Daniel Khashabi, a postdoctoral researcher at the Allen Institute for Artificial Intelligence, will give a seminar talk titled "The Quest Toward Generality in Natural Language Understanding" for the Department of Computer Science and Center for Language and Speech Processing.

Please attend the event by using the Zoom link.

Abstract:

As AI-driven language interfaces (such as chat-bots) become more integrated into our lives, they need to become more versatile and reliable in their communication with human users.

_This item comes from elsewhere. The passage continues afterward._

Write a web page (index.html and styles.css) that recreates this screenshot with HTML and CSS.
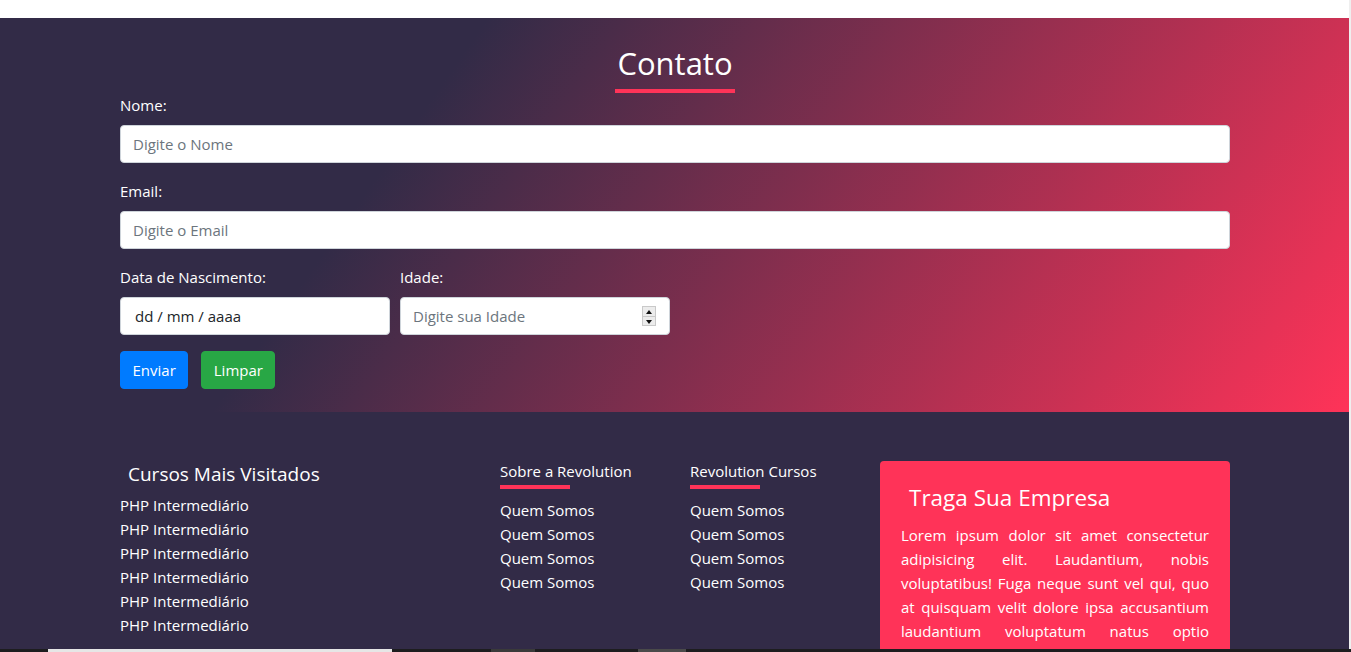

How can we make progress toward building more "general" models that are capable of understanding a broader spectrum of language commands, given practical constraints such as the limited availability of labeled data?

In this talk, I will describe my research toward addressing this question along two dimensions of generality. First I will discuss progress in "breadth" — models that address a wider variety of tasks and abilities, drawing inspiration from existing statistical learning techniques such as multi-task learning. In particular, I will showcase a system that works well on several QA benchmarks, resulting in state-of-the-art results on 10 benchmarks. Furthermore, I will show its extension to tasks beyond QA (such as text generation or classification) that can be "defined" via natural language. In the second part, I will focus on progress in "depth" — models that can handle complex inputs such as compositional questions. I will introduce Text Modular Networks, a general framework that casts problem-solving as natural language communication among simpler "modules." Applying this framework to compositional questions by leveraging discrete optimization and existing non-compositional closed-box QA models results in a model with strong empirical performance on multiple complex QA benchmarks while providing human-readable reasoning.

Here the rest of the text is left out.